In HPC practice, it is common to:
- Use accelerated libraries where possible (e.g., GPU BLAS, FFT).
- Combine MPI between nodes and GPU programming or directives within a node.
When Are Accelerators a Good Fit?
Accelerators are not universally beneficial. They are most effective when:
- The problem is large enough to keep thousands of threads busy.
- The computation has high arithmetic intensity (lots of compute per byte moved).
- Data access patterns can be made regular and coalesced.
- Data can be reused on the device or the cost of host–device transfers is small relative to the computation.

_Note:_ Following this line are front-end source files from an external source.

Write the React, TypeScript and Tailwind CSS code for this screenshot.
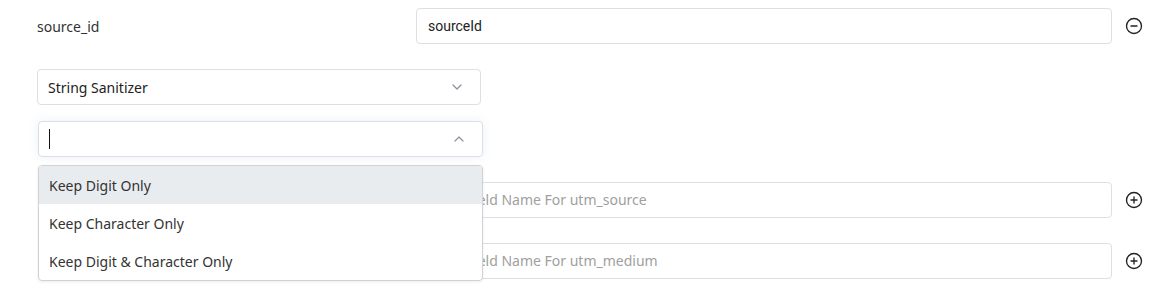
import { CircleMinus, CirclePlus } from "lucide-react";

const OPTIONS = ["Keep Digit Only", "Keep Character Only", "Keep Digit & Character Only"];

function Chevron({ up }: { up?: boolean }) {
  return (
    <svg width="10" height="6" viewBox="0 0 10 6" className="text-[#8a939c]">
      <path
        d={up ? "M1 5 L5 1 L9 5" : "M1 1 L5 5 L9 1"}
        fill="none"
        stroke="currentColor"
        strokeWidth="1.2"
        strokeLinecap="round"
        strokeLinejoin="round"
      />
    </svg>
  );
}

function FieldRow({
  label,
  value,
  placeholder,
  action,
}: {
  label?: string;
  value?: string;
  placeholder?: string;
  action: "add" | "remove";
}) {
  return (
    <div className="flex items-center">
      <div className="w-[379px] text-[14px] text-[#333]">{label}</div>
      <input
        readOnly
        value={value ?? ""}
        placeholder={placeholder}
        className="h-[36px] flex-1 rounded-[4px] border border-[#dcdfe3] bg-white px-[11px] font-['Roboto',sans-serif] text-[14px] text-[#222] outline-none placeholder:font-['Noto_Sans',sans-serif] placeholder:text-[#a0a0a0]"
      />
      <div className="flex w-[48px] pl-[13px]">
        {action === "remove" ? (
          <CircleMinus size={18} strokeWidth={1.8} className="text-[#222]" />
        ) : (
          <CirclePlus size={18} strokeWidth={1.8} className="text-[#222]" />
        )}
      </div>
    </div>
  );
}

export default function App() {
  return (
    <div className="h-[284px] w-[1160px] overflow-hidden bg-white pl-[37px] pt-[8px] font-['Noto_Sans',sans-serif]">
      <FieldRow label="source_id" value="sourceId" action="remove" />

      {/* sanitizer selects */}
      <div className="mt-[25px] flex h-[36px] w-[444px] items-center justify-between rounded-[4px] border border-[#dcdfe3] bg-white pl-[10px] pr-[18px] text-[14px] text-[#222]">
        <span>String Sanitizer</span>
        <Chevron />
      </div>

      <div className="relative mt-[16px] w-[446px]">
        <div className="ml-px flex h-[36px] items-center justify-between rounded-[4px] border border-[#dcdfe3] bg-white pl-[10px] pr-[18px] shadow-[0_0_10px_rgba(90,120,190,0.12)]">
          <span className="h-[20px] w-px bg-[#111]" />
          <Chevron up />
        </div>

        {/* open menu */}
        <div className="absolute left-px top-[44px] z-10 w-[445px] overflow-hidden rounded-[4px] border border-[#cfd3d8] bg-white text-[14px] text-[#333] shadow-[0_1px_3px_rgba(0,0,0,0.08)]">
          {OPTIONS.map((opt, i) => (
            <div
              key={opt}
              className={`flex h-[38px] items-center px-[10px] ${i === 0 ? "bg-[#e9ecef]" : ""}`}
            >
              {opt}
            </div>
          ))}
        </div>
      </div>

      <div className="mt-[25px]">
        <FieldRow placeholder="Enter Field Name For utm_source" action="add" />
      </div>
      <div className="mt-[25px]">
        <FieldRow placeholder="Enter Field Name For utm_medium" action="add" />
      </div>
    </div>
  );
}
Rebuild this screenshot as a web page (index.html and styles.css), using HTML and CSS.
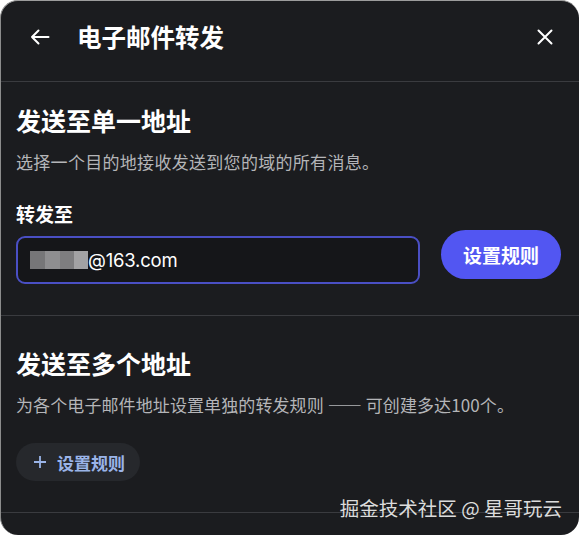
FILE: index.html
```html
<!DOCTYPE html>
<html lang="zh">
<head>
<meta charset="utf-8">
<link rel="stylesheet" href="styles.css">
</head>
<body>
<div class="modal">
  <header class="head">
    <svg class="back" width="22" height="22" viewBox="0 0 22 22"><path d="M19.5 11H3M9.5 4.5 3 11 9.5 17.5" fill="none" stroke="#fff" stroke-width="2" stroke-linecap="round" stroke-linejoin="round"/></svg>
    <h1 class="title">电子邮件转发</h1>
    <svg class="close" width="18" height="18" viewBox="0 0 18 18"><path d="M2.5 2.5 15.5 15.5M15.5 2.5 2.5 15.5" stroke="#fff" stroke-width="2" stroke-linecap="round"/></svg>
  </header>
  <section class="sec one">
    <h2 class="stitle">发送至单一地址</h2>
    <p class="desc">选择一个目的地接收发送到您的域的所有消息。</p>
    <div class="label">转发至</div>
    <div class="row">
      <div class="input"><span class="blur"><i class="b1"></i><i class="b2"></i><i class="b3"></i><i class="b4"></i></span><span class="val">@163.com</span></div>
      <button class="primary">设置规则</button>
    </div>
  </section>
  <section class="sec two">
    <h2 class="stitle">发送至多个地址</h2>
    <p class="desc">为各个电子邮件地址设置单独的转发规则 —— 可创建多达100个。</p>
    <button class="ghost"><svg width="14" height="14" viewBox="0 0 14 14"><path d="M7 1v12M1 7h12" stroke="#9ab4e8" stroke-width="1.8"/></svg><span>设置规则</span></button>
  </section>
  <div class="foot"><span class="mark">掘金技术社区 @ 星哥玩云</span></div>
</div>
</body>
</html>
```
FILE: styles.css
```css
* { box-sizing: border-box; }
html, body { margin: 0; padding: 0; }
body {
  background: #ffffff;
  width: 579px;
  height: 535px;
  overflow: hidden;
  font-family: "Inter", "Noto Sans CJK SC", sans-serif;
}
.modal {
  width: 579px;
  height: 535px;
  background: #1b1c1f;
  border-top: 1px solid #9c9c9c;
  border-left: 1px solid #8c8c8c;
  border-radius: 18px;
  color: #fff;
  display: flex;
  flex-direction: column;
  overflow: hidden;
}
.head {
  height: 81px;
  flex: none;
  display: flex;
  align-items: center;
  padding: 0 25px 8px 28px;
  border-bottom: 1px solid #3a3b3f;
}
.back { flex: none; }
.title {
  margin: 0 0 0 26px;
  font-size: 24.5px;
  font-weight: 700;
  line-height: 32px;
  flex: 1;
  font-family: "Noto Sans CJK SC", sans-serif;
}
.close { flex: none; }
.sec { padding: 0 18px 0 15px; }
.one { height: 234px; border-bottom: 1px solid #3a3b3f; padding-top: 22px; }
.stitle {
  margin: 0;
  font-size: 25px;
  line-height: 32px;
  font-weight: 700;
  font-family: "Noto Sans CJK SC", sans-serif;
}
.desc {
  margin: 14px 0 0;
  font-size: 17px;
  line-height: 24px;
  color: #b4b5b8;
  letter-spacing: 0.3px;
  font-family: "Noto Sans CJK SC", sans-serif;
}
.two .desc { letter-spacing: 0.1px; }
.label {
  margin-top: 27px;
  font-size: 19px;
  line-height: 26px;
  font-weight: 700;
  font-family: "Noto Sans CJK SC", sans-serif;
}
.row {
  display: flex;
  align-items: flex-start;
  gap: 21px;
  margin-top: 3px;
}
.input {
  width: 405px;
  height: 48px;
  margin-top: 6px;
  border: 2px solid #4a4fc4;
  border-radius: 9px;
  background: #151619;
  display: flex;
  align-items: center;
  padding-left: 12px;
}
.blur { display: flex; height: 18px; }
.blur i { display: block; height: 18px; }
.b1 { width: 15px; background: #767678; }
.b2 { width: 15px; background: #8e8e90; }
.b3 { width: 14px; background: #7e7e80; }
.b4 { width: 14px; background: #a2a2a4; }
.val { font-size: 18.5px; color: #fff; letter-spacing: -0.2px; }
.primary {
  width: 120px;
  height: 49px;
  border: none;
  border-radius: 25px;
  background: #5256f2;
  color: #fff;
  font-size: 19px;
  font-weight: 700;
  padding: 0;
  font-family: "Noto Sans CJK SC", sans-serif;
}
.two { height: 197px; border-bottom: 1px solid #3a3b3f; padding-top: 31px; }
.ghost {
  margin-top: 26px;
  height: 38px;
  padding: 0 15px 0 17px;
  border: none;
  border-radius: 19px;
  background: #26282c;
  display: flex;
  align-items: center;
  gap: 10px;
  color: #9ab4e8;
  font-size: 17px;
  font-weight: 700;
  font-family: "Noto Sans CJK SC", sans-serif;
}
.foot {
  flex: 1;
  display: flex;
  justify-content: flex-end;
  padding-right: 17px;
}
.mark {
  margin-top: -18px;
  font-size: 19.5px;
  line-height: 26px;
  color: #dcdcdc;
  font-family: "Noto Sans CJK SC", sans-serif;
}
```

They are less effective when:
- The dataset is very small (kernel launch and transfer overhead dominate).
- The algorithm is heavily branchy or has irregular data structures (e.g., complex graph algorithms).
- The application is constrained by operations that cannot be offloaded easily (e.g., certain legacy libraries, system-level tasks).

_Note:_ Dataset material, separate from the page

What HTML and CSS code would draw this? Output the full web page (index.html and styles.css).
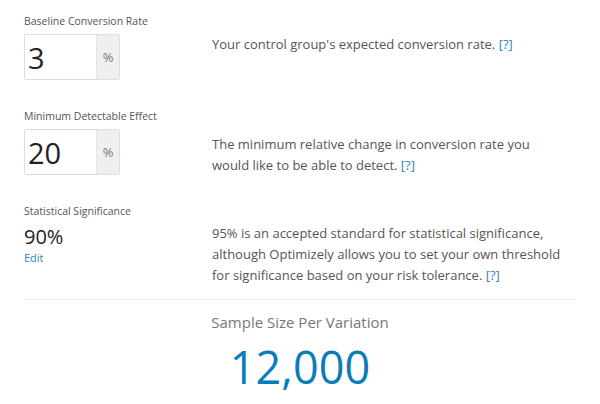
FILE: index.html
```html
<!DOCTYPE html>
<html>
<head>
	<title>Sample Size Calculator</title>
	<link rel="stylesheet" href="styles.css">
</head>
<body>
	<div class="calc">
		<div class="row">
			<div class="left">
				<div class="label">Baseline Conversion Rate</div>
				<div class="field">
					<input type="text" class="numInput" value="3">
					<span class="addon">%</span>
				</div>
			</div>
			<p class="help helpOne">Your control group's expected conversion rate. <a href="#">[?]</a></p>
		</div>
		<div class="row">
			<div class="left">
				<div class="label">Minimum Detectable Effect</div>
				<div class="field">
					<input type="text" class="numInput" value="20">
					<span class="addon">%</span>
				</div>
			</div>
			<p class="help helpTwo">The minimum relative change in conversion rate you would like to be able to detect. <a href="#">[?]</a></p>
		</div>
		<div class="row rowLast">
			<div class="left">
				<div class="label">Statistical Significance</div>
				<div class="sig">90%</div>
				<a href="#" class="edit">Edit</a>
			</div>
			<p class="help helpThree">95% is an accepted standard for statistical significance, although Optimizely allows you to set your own threshold for significance based on your risk tolerance. <a href="#">[?]</a></p>
		</div>
		<div class="result">
			<div class="resultTitle">Sample Size Per Variation</div>
			<div class="resultValue">12,000</div>
		</div>
	</div>
</body>
</html>
```

FILE: styles.css
```css
body{
	margin:0;
	font-family:"Open Sans", "Lato", sans-serif;
	color:#555;
	background:#fff;
}
.calc{
	padding:13px 24px 0 24px;
}
.row{
	display:grid;
	grid-template-columns:188px 1fr;
	height:95px;
}
.rowLast{
	height:96px;
	border-bottom:1px solid #f0f0f0;
}
.label{
	font-size:10.5px;
	line-height:16px;
	color:#555;
	margin-bottom:5px;
}
.field{
	display:flex;
	width:96px;
	height:46px;
	box-sizing:border-box;
	border:1px solid #ddd;
	border-radius:2px;
}
.numInput{
	width:71px;
	box-sizing:border-box;
	border:none;
	padding:0 3px;
	font-family:inherit;
	font-size:29px;
	color:#222;
	outline:none;
	background:#fff;
}
.addon{
	flex:1;
	display:flex;
	align-items:center;
	justify-content:center;
	background:#efefef;
	border-left:1px solid #e4e4e4;
	font-size:13px;
	color:#777;
}
.sig{
	font-size:20px;
	line-height:26px;
	color:#222;
	margin-top:4px;
}
.edit{
	display:block;
	font-size:11px;
	line-height:16px;
	color:#2f86c1;
	text-decoration:none;
}
.help{
	margin:0;
	max-width:352px;
	font-size:13px;
	line-height:21px;
	color:#555;
}
.help a{
	color:#2f86c1;
	text-decoration:none;
}
.helpOne{
	padding-top:21px;
}
.helpTwo{
	padding-top:26px;
}
.helpThree{
	padding-top:20px;
}
.result{
	text-align:center;
	padding-top:12px;
}
.resultTitle{
	font-size:15px;
	line-height:20px;
	color:#777;
}
.resultValue{
	font-size:45px;
	line-height:56px;
	color:#0b7cba;
	margin-top:7px;
}
```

Understanding these factors helps decide which parts of an HPC application should be offloaded and how to design algorithms to exploit accelerators.
Performance and Resource Considerations
Accelerators affect not only raw speed but also how HPC resources are requested and used:
- Performance per watt
- Accelerators typically offer more FLOPS per watt than CPUs, contributing to energy-efficient HPC systems.
- Many top supercomputers rely heavily on GPUs for this reason.
- Resource accounting on clusters
- HPC schedulers often expose GPUs as explicit resources (e.g.,
--gpusor--gres=gpu:options). - Jobs must request not only CPU cores and memory but also a certain number and type of accelerators.
- Fair use and scheduling policy may limit how many GPUs a single job can acquire.
- Memory limits
- Device memory capacity is often much smaller than system RAM.
- Applications must work within this limit or use techniques like domain decomposition and streaming to fit.
Later chapters will connect these architectural aspects to job scheduling, application design, and performance optimization strategies specific to GPU-accelerated systems.